Japan Association for Medical Informatics

[3-J-4-3] くしろCDKネットワークを機とした院内処方箋へのe-GFR記載による疑義紹介数変化の検討

澁谷 基宏, 元木 孝, 高柳 昌宏, 千田 泰健 (総合病院 釧路赤十字病院 薬剤部)

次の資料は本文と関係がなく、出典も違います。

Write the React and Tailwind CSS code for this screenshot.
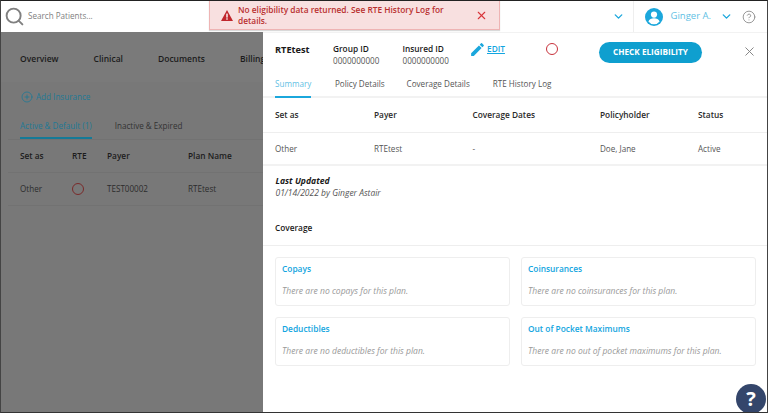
import React from "react";
import { Search, ChevronDown, X, CirclePlus, CircleHelp } from "lucide-react";

const Card = ({ title, text }) => (
  <div className="h-[49px] rounded-[3px] border border-[#eeeeee] px-[6px] pt-[5px]">
    <div className="text-[8.350px] leading-[12px] font-semibold text-[#12a5e0]">{title}</div>
    <div className="mt-[10px] text-[8.550px] leading-[12px] italic text-[#999999]">{text}</div>
  </div>
);

export default function App() {
  return (
    <div className="relative flex h-[413px] w-[768px] flex-col overflow-hidden border border-x-[#444] border-t-[#222] border-b-[#333] bg-white font-['Open_Sans',sans-serif]">
      <header className="flex h-[31px] shrink-0 items-center">
        <Search className="ml-[3px] h-[21px] w-[21px] text-[#808080]" strokeWidth={2.2} />
        <span className="ml-[3px] text-[8.100px] text-[#808080]">Search Patients...</span>
        <div className="ml-auto flex h-full items-center">
          <ChevronDown className="mr-[8px] h-[13px] w-[13px] text-[#1ba7dc]" strokeWidth={2.5} />
          <div className="flex h-full items-center border-l border-[#eeeeee] pl-[11px] pr-[11px]">
            <svg viewBox="0 0 18 18" className="h-[18px] w-[18px]">
              <circle cx="9" cy="9" r="9" fill="#1ba7dc" />
              <circle cx="9" cy="6.600" r="3.100" fill="#fff" />
              <path d="M3.400 13.400c.8-2.400 3-3.200 5.600-3.200s4.800.8 5.600 3.200a7 7 0 0 1-11.200 0z" fill="#fff" />
            </svg>
            <span className="ml-[8px] text-[9.500px] text-[#5fbfe4]">Ginger A.</span>
            <ChevronDown className="ml-[9px] h-[13px] w-[13px] text-[#1ba7dc]" strokeWidth={2.5} />
            <CircleHelp className="ml-[9px] h-[14px] w-[14px] text-[#8a8a8a]" strokeWidth={1.500} />
          </div>
        </div>
      </header>

      <div className="flex min-h-0 flex-1">
        <aside className="w-[262px] shrink-0 overflow-hidden bg-[#787878]">
          <nav className="flex h-[50px] items-end gap-[35px] whitespace-nowrap bg-[#7a7a7a] pb-[17px] pl-[19px] text-[8.500px] leading-[12px] font-semibold text-[#1c1c1c]">
            <span>Overview</span>
            <span>Clinical</span>
            <span>Documents</span>
            <span>Billing</span>
          </nav>
          <div className="mt-[9px] ml-[20px] flex h-[12px] items-center text-[8.100px] text-[#1f7896]">
            <CirclePlus className="h-[12px] w-[12px]" strokeWidth={1.600} />
            <span className="ml-[3px]">Add Insurance</span>
          </div>
          <div className="mt-[15px] ml-[7px] flex h-[22px] items-start border-b border-[#727272] pl-[12px] pt-[1px] text-[8.100px] leading-[14px]">
            <span className="h-[20px] border-b-2 border-[#157a97] text-[#1f7896]">Active &amp; Default (1)</span>
            <span className="ml-[23px] text-[#333333]">Inactive &amp; Expired</span>
          </div>
          <div className="ml-[7px] flex h-[33px] items-center border-b border-[#727272] pl-[12px] text-[8.300px] font-semibold text-[#1c1c1c]">
            <span className="w-[52px]">Set as</span>
            <span className="w-[35px]">RTE</span>
            <span className="w-[81px]">Payer</span>
            <span>Plan Name</span>
          </div>
          <div className="ml-[7px] flex h-[33px] items-center border-b border-[#727272] pl-[12px] text-[8.100px] text-[#2c2c2c]">
            <span className="w-[52px]">Other</span>
            <span className="w-[35px]">
              <span className="block h-[12px] w-[12px] rounded-full border border-[#7a2a2a]" />
            </span>
            <span className="w-[81px]">TEST00002</span>
            <span>RTEtest</span>
          </div>
        </aside>

        <main className="min-w-0 flex-1 text-[#2a2a2a]">
          <div className="flex h-[45px] items-start border-t border-[#f2f2f2] pl-[12px] pt-[10px]">
            <div className="w-[58px] pt-[1px] text-[9.200px] font-bold leading-[12px] text-[#1a1a1a]">RTEtest</div>
            <div className="w-[69.500px]">
              <div className="text-[8.300px] font-semibold leading-[12px] text-[#1a1a1a]">Group ID</div>
              <div className="text-[8.100px] leading-[11px] text-[#555]">0000000000</div>
            </div>
            <div className="w-[68.500px]">
              <div className="text-[8.300px] font-semibold leading-[12px] text-[#1a1a1a]">Insured ID</div>
              <div className="text-[8.100px] leading-[11px] text-[#555]">0000000000</div>
            </div>
            <svg viewBox="0 0 24 24" className="-ml-[2px] -mt-[2px] h-[17px] w-[17px] fill-[#1ba7dc]">
              <path d="M3 17.250V21h3.750L17.810 9.940l-3.750-3.750L3 17.250zM20.710 7.040a1 1 0 0 0 0-1.410l-2.340-2.340a1 1 0 0 0-1.410 0l-1.830 1.830 3.750 3.750 1.830-1.830z" />
            </svg>
            <span className="ml-[1px] text-[8.300px] font-semibold leading-[12px] text-[#12a5e0] underline">EDIT</span>
            <span className="ml-[41px] block h-[12px] w-[12px] rounded-full border border-[#c8323c]" />
            <button className="ml-[41px] -mt-[1px] h-[21px] w-[103px] rounded-full bg-[#0f9fcf] text-[8.200px] font-bold text-white">CHECK ELIGIBILITY</button>
            <X className="ml-[40px] mt-[1px] h-[15px] w-[15px] text-[#808080]" strokeWidth={1.500} />
          </div>
          <div className="flex h-[21px] border-b-2 border-[#f2f2f2] pl-[12px] text-[8.100px] leading-[14px] text-[#555]">
            <span className="h-[21px] w-[36px] border-b-2 border-[#1ba7dc] text-[#5fbfe4]">Summary</span>
            <span className="ml-[24px]">Policy Details</span>
            <span className="ml-[22px]">Coverage Details</span>
            <span className="ml-[23px]">RTE History Log</span>
          </div>
          <div className="flex h-[35px] items-center border-b border-[#eeeeee] pl-[12px] text-[8.300px] font-semibold text-[#2a2a2a]">
            <span className="w-[99px]">Set as</span>
            <span className="w-[98.500px]">Payer</span>
            <span className="w-[127.500px]">Coverage Dates</span>
            <span className="w-[98px]">Policyholder</span>
            <span>Status</span>
          </div>
          <div className="flex h-[33px] items-center border-b-2 border-[#f2f2f2] pl-[12px] pt-[1px] text-[8.100px] text-[#555]">
            <span className="w-[99px]">Other</span>
            <span className="w-[98.500px]">RTEtest</span>
            <span className="w-[127.500px]">-</span>
            <span className="w-[98px]">Doe, Jane</span>
            <span>Active</span>
          </div>
          <div className="pl-[12.500px] pt-[10px]">
            <div className="text-[8.600px] font-bold italic leading-[11px] text-[#1a1a1a]">Last Updated</div>
            <div className="text-[8.500px] italic leading-[11px] text-[#555]">01/14/2022 by Ginger Astair</div>
          </div>
          <div className="mt-[14px] flex h-[34px] items-center border-b border-[#eeeeee] pl-[12px] text-[8.300px] font-semibold text-[#1a1a1a]">Coverage</div>
          <div className="mt-[11px] ml-[12px] grid grid-cols-[235px_235px] gap-x-[11px] gap-y-[11px]">
            <Card title="Copays" text="There are no copays for this plan." />
            <Card title="Coinsurances" text="There are no coinsurances for this plan." />
            <Card title="Deductibles" text="There are no deductibles for this plan." />
            <Card title="Out of Pocket Maximums" text="There are no out of pocket maximums for this plan." />
          </div>
        </main>
      </div>

      <div className="absolute left-[208px] -top-px flex h-[30px] w-[291px] items-center border border-[#eeb4b4] bg-[#f8e0e0] shadow-[0_1px_1px_rgba(0,0,0,0.15)]">
        <svg viewBox="0 0 12 11" className="ml-[11px] h-[11px] w-[12px]">
          <path d="M6 0 12 11H0z" fill="#c0272d" />
          <rect x="5.300" y="3.600" width="1.400" height="4" fill="#fff" />
          <rect x="5.300" y="8.300" width="1.400" height="1.400" fill="#fff" />
        </svg>
        <div className="ml-[5px] w-[220px] text-[8.350px] font-semibold leading-[11px] text-[#b8302f]">No eligibility data returned. See RTE History Log for details.</div>
        <X className="ml-[17px] h-[13px] w-[13px] text-[#d8343a]" strokeWidth={2} />
      </div>

      <div className="absolute left-[735px] top-[383px] flex h-[30px] w-[30px] items-center justify-center rounded-full bg-[#34466b] text-[20px] font-bold leading-none text-white">?</div>
    </div>
  );
}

目的 釧路市は重篤な腎機能低下患者が多く平成30年度より医師など多職種と行政が連携し慢性腎臓病(CKD)による新規人工透析導入患者を減らすことを目的にくしろCKDネットワークを発足しe-GFR45mL/min/1.73㎡未満(以降GFR45未満)の患者に薬剤師が中心となりCKDシールを貼付し腎機能低下患者に対して適切な治療を行う取組みを開始した。 釧路赤十字病院ではその取組みを機に院内処方箋へe-GFRを記載し腎機能に応じた適切な薬物療法への取組みを開始した。 そこで院内処方箋へe-GFR記載前後の疑義照会の変化を検討した。 調査対象 GFR45未満の患者へ腎臓薬物療法学会「機能低下時に最も注意が必要な薬剤投与量一覧」に掲載されている院内採用薬処方(146品目) 調査期間 記載前2か月(2017年12月22日~2018年2月20日) 記載後2か月(2018年2月21日~2018年4月22日) 調査項目 対象薬の処方件数、腎機能に関する疑義照会件数・疑義照会率、疑義照会による処方変更率 結果 記載前 181件 8件・4.4% 87.5%、記載後 92件 10件・10.9% 90.0%であった。 考察 調査結果からe-GFRを院内処方箋に記載することにより疑義照会率はe-GFR記載により2.26倍になり有意に増加していた。これはe-GFRを院内処方箋に記載することにより腎機能に応じた薬物療法に対する意識が向上し疑義照会率が増加したと考える。 また疑義照会による処方変更率は院内処方箋へe-GFR記載前後ともに高い変更率であり、腎機能に関する処方の疑義照会が重要であると考える。 今後はCDKシールの活用や院外処方箋にもe-GFRを記載し、院外薬局と連携してCKD患者の適切な薬物療法に貢献していく。